August 23, 2017

Natasha Wheatley

Natasha Wheatley is an historian of modern European and international history, with a specialization in nineteenth- and twentieth-century legal and intellectual history. Her research explores the conceptual history of rights, sovereignty and legal personality, as well as the politics and practices of legal knowledge. She is especially interested in the mythic and affective dimensions of law, as well as in time and temporality. Her current book project, The Temporal Life of States: Sovereignty, Legal Knowledge, and the Archive of Empire traces the entanglement of constitutional and international law in the Austro-Hungarian Empire and the afterlives of imperial law in the interwar international order.

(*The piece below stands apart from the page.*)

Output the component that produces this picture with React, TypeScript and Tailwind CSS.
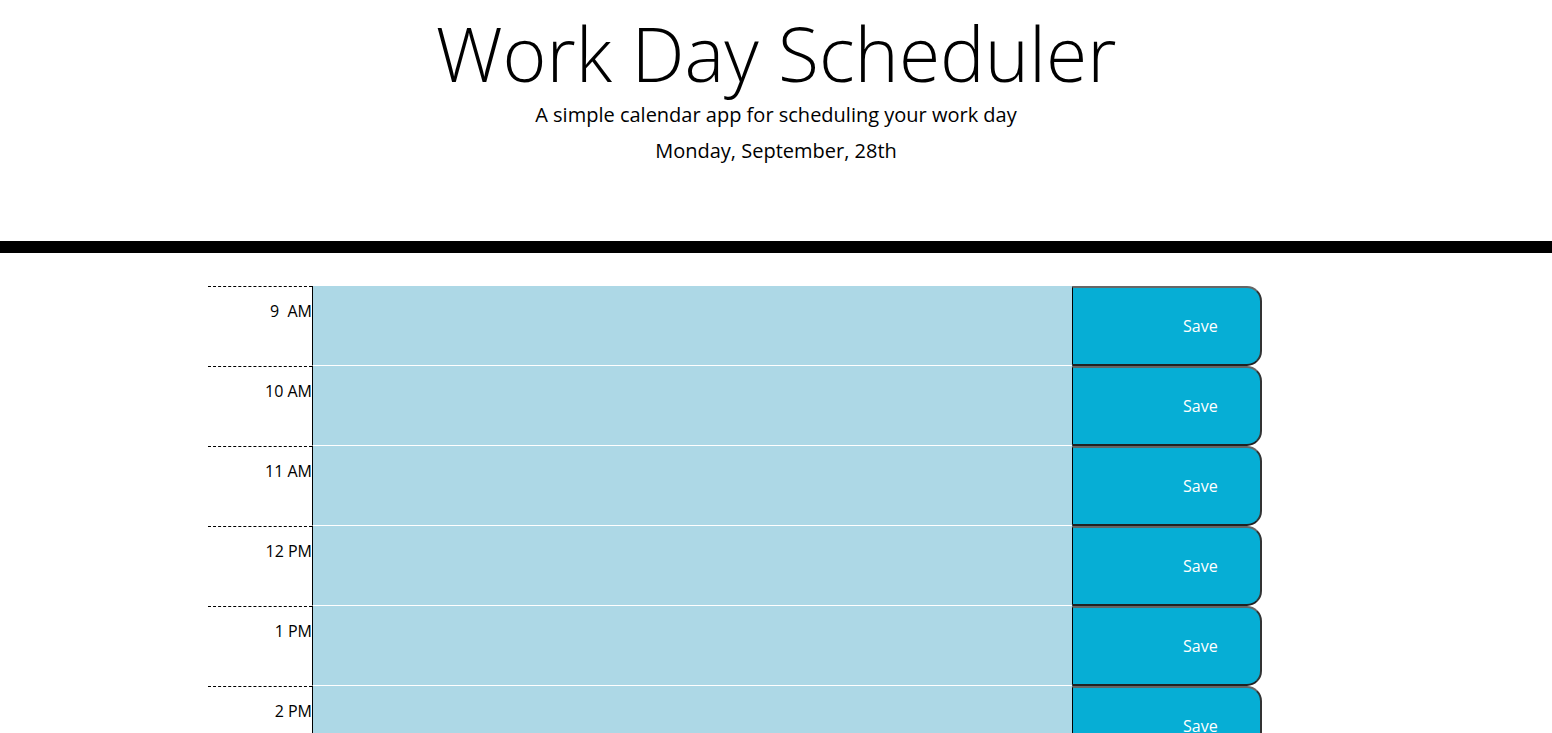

In recovering the Austro-Hungarian jurisprudence on state survival within empire, it draws Central European history into the global frame of new scholarship on legal pluralism, empire and quasi-sovereignty. At the same time, it tracks the transfer of rights between old world orders and new, thereby recasting our understanding of the settlement of 1919. Central Europe emerges as a foundational space for those interested in the broader twentieth-century history of the birth and death of states in international law. She is also at work on a second project on the intellectual history of interwar international law that focuses on questions of legal subjectivity and personhood. Earlier research on the League of Nations' mandate system has appeared in Past and Present and elsewhere.